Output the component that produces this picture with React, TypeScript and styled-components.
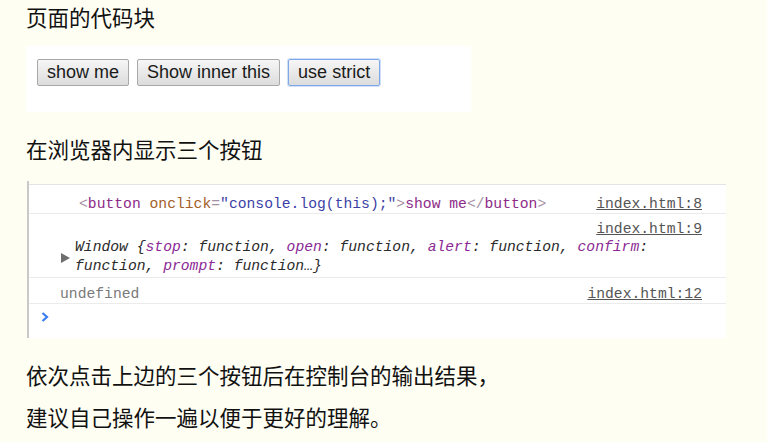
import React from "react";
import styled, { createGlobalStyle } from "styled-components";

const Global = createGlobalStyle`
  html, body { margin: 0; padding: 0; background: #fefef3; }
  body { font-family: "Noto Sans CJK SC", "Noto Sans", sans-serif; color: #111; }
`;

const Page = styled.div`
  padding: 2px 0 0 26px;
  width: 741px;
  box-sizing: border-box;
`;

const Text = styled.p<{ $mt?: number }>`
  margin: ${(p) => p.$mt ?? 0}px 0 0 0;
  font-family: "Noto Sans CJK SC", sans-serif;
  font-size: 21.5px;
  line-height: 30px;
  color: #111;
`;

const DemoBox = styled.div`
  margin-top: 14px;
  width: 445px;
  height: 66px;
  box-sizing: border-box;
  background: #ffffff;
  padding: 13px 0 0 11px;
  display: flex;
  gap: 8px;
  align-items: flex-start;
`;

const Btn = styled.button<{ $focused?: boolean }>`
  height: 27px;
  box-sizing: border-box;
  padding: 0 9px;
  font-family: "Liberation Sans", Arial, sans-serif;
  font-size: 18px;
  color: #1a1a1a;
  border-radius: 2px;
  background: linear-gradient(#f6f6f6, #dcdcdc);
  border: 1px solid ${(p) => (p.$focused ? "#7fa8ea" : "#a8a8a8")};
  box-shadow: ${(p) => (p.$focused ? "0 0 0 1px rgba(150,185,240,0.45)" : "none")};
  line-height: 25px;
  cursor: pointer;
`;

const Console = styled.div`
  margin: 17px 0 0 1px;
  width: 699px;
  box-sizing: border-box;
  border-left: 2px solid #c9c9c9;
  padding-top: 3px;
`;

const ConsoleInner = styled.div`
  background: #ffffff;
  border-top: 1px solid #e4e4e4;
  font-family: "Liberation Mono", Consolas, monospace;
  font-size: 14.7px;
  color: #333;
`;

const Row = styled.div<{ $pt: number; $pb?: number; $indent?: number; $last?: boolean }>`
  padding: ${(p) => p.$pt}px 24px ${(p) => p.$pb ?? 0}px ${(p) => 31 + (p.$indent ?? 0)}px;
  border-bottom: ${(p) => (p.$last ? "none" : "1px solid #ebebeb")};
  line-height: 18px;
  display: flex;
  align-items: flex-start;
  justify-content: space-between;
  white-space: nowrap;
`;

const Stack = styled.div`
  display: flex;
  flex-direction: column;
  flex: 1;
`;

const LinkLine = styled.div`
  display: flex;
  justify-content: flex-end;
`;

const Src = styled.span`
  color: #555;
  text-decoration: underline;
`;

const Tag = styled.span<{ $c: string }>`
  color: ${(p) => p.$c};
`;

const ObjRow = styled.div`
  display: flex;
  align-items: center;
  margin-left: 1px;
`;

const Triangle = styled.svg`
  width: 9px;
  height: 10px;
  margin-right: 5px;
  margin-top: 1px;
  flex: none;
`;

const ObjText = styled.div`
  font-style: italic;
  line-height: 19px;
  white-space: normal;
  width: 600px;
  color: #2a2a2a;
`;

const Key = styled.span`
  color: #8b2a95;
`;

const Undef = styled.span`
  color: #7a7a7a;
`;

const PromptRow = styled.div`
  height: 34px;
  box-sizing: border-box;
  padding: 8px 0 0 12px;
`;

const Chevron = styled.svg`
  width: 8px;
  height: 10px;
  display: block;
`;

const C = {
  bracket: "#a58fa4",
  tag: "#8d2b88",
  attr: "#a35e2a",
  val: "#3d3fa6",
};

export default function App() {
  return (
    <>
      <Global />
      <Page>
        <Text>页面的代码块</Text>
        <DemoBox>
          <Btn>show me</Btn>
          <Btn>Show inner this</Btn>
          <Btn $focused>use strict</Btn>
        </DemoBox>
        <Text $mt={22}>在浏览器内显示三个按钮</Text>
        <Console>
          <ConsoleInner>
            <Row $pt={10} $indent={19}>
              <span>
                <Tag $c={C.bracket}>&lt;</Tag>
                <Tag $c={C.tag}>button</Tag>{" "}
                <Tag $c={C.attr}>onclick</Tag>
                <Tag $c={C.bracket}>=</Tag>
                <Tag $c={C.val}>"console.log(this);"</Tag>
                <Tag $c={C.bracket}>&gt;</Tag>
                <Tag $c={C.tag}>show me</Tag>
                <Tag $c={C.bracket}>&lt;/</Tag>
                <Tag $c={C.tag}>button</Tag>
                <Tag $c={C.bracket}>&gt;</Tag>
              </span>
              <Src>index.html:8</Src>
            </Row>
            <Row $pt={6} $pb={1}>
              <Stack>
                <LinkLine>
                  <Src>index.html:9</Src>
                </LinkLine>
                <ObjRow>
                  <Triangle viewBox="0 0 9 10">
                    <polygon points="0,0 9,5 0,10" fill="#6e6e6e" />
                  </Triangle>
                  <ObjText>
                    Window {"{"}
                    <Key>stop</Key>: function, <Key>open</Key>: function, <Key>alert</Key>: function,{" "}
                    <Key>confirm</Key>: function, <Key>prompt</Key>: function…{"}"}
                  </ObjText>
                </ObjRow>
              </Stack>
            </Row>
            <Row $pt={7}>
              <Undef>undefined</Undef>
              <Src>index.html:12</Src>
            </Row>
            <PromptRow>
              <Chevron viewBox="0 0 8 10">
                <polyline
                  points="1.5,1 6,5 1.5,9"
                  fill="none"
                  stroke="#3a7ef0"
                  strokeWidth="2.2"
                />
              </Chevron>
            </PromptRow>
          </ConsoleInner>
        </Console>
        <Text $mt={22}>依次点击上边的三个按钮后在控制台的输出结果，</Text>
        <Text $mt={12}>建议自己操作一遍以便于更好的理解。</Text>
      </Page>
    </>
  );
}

□ □ □ □

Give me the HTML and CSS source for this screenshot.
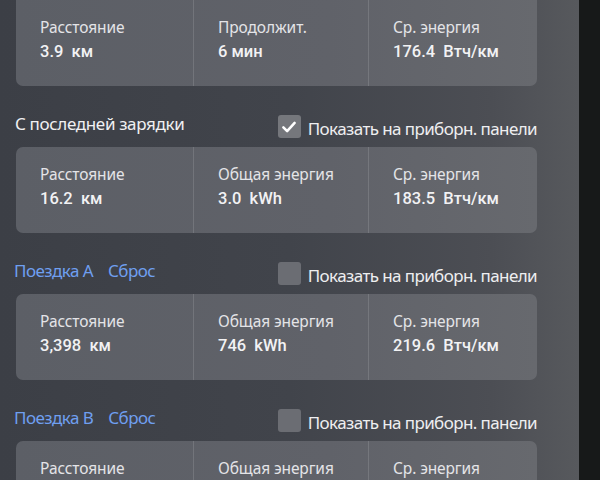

□ □ □ □

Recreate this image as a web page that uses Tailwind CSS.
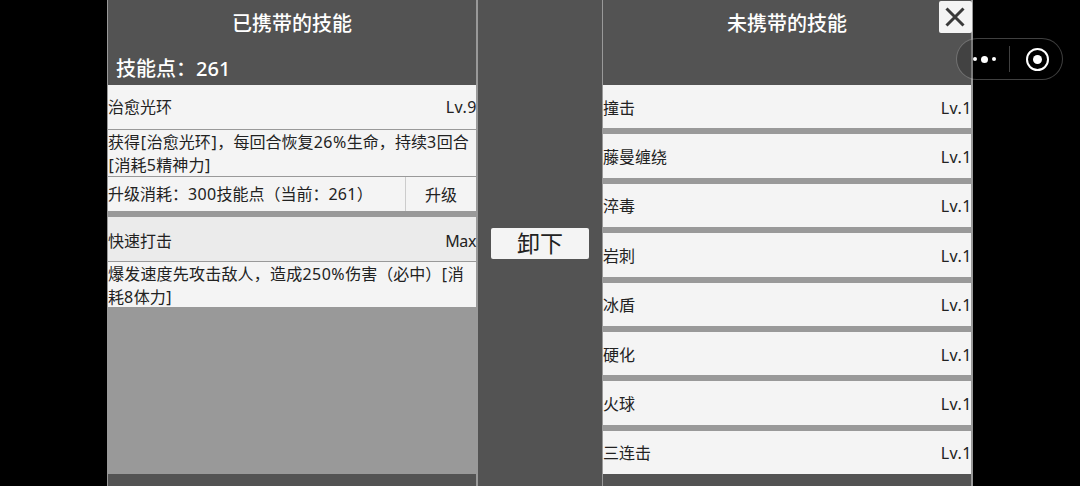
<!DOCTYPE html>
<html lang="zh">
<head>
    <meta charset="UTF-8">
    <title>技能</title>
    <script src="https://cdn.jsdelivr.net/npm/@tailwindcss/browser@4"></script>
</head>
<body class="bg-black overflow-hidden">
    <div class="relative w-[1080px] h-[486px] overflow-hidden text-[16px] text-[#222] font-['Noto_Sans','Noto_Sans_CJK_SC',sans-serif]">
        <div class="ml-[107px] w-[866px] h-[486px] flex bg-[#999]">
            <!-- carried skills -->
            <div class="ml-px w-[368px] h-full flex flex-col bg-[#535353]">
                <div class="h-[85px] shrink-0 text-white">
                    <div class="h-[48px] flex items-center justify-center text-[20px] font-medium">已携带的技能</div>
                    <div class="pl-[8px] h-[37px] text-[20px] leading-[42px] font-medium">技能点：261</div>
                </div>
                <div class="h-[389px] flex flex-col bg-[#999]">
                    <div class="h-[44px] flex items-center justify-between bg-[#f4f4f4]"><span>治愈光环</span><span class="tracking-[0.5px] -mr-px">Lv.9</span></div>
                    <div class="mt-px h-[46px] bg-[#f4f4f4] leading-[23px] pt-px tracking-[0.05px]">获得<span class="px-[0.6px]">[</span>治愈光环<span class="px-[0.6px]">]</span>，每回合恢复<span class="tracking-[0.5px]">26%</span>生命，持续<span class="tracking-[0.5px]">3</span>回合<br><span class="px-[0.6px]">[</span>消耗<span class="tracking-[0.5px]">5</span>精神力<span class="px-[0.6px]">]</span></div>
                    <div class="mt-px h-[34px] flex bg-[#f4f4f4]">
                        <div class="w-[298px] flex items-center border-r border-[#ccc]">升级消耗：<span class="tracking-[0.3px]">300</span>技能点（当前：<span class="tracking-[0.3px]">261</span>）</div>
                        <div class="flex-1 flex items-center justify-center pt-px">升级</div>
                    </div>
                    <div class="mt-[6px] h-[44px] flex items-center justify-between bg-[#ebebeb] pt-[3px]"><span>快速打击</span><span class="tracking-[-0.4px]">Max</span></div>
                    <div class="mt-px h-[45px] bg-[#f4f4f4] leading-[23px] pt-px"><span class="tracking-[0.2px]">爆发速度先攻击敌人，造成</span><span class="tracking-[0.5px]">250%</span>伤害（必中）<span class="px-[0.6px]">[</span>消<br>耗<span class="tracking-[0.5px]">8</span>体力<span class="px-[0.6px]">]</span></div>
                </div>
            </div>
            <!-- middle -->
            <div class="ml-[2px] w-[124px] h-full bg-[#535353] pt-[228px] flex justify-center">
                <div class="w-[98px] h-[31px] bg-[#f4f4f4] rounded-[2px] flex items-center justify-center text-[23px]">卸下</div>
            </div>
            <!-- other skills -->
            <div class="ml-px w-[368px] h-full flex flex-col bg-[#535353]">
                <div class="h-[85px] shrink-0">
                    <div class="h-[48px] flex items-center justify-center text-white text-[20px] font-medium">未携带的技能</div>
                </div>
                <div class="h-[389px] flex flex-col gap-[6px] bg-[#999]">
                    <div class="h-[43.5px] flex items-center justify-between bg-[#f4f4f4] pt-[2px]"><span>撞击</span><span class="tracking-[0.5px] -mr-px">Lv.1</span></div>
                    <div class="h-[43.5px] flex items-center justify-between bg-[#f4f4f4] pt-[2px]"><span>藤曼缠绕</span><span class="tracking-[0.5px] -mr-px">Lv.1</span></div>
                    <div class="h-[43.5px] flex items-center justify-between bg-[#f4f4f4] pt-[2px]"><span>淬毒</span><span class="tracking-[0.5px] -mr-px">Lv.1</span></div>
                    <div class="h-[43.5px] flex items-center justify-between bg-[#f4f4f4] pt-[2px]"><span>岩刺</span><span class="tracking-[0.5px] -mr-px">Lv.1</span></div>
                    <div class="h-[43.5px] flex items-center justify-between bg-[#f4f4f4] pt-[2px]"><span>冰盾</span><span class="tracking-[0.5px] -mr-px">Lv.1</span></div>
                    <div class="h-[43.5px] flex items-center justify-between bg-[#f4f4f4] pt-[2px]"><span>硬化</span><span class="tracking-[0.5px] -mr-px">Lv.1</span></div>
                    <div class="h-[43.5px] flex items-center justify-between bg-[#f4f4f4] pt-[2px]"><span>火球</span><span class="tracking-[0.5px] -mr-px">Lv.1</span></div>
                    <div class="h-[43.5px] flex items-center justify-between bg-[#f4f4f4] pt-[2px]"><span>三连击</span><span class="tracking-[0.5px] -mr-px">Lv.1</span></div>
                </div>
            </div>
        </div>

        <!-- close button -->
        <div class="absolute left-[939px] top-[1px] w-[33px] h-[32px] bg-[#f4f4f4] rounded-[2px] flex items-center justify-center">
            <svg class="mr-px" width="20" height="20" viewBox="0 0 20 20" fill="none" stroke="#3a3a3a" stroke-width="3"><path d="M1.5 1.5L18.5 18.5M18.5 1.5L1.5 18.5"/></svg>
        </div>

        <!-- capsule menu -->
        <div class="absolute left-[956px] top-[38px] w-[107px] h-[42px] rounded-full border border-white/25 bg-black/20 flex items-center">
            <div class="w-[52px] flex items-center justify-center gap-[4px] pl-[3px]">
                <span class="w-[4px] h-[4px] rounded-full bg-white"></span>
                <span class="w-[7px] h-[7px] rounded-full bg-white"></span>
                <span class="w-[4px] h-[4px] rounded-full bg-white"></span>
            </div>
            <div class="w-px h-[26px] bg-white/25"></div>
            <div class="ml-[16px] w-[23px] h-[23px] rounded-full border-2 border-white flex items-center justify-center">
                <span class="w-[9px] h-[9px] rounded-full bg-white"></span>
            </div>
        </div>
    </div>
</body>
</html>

□ □ □ □

Search the data for the word "this" and copy each line where it appears.

Output the component that produces this picture with React, TypeScript and styled-components.
          <Btn>Show inner this</Btn>
                <Tag $c={C.val}>"console.log(this);"</Tag>
Give me the HTML and CSS source for this screenshot.
Recreate this image as a web page that uses Tailwind CSS.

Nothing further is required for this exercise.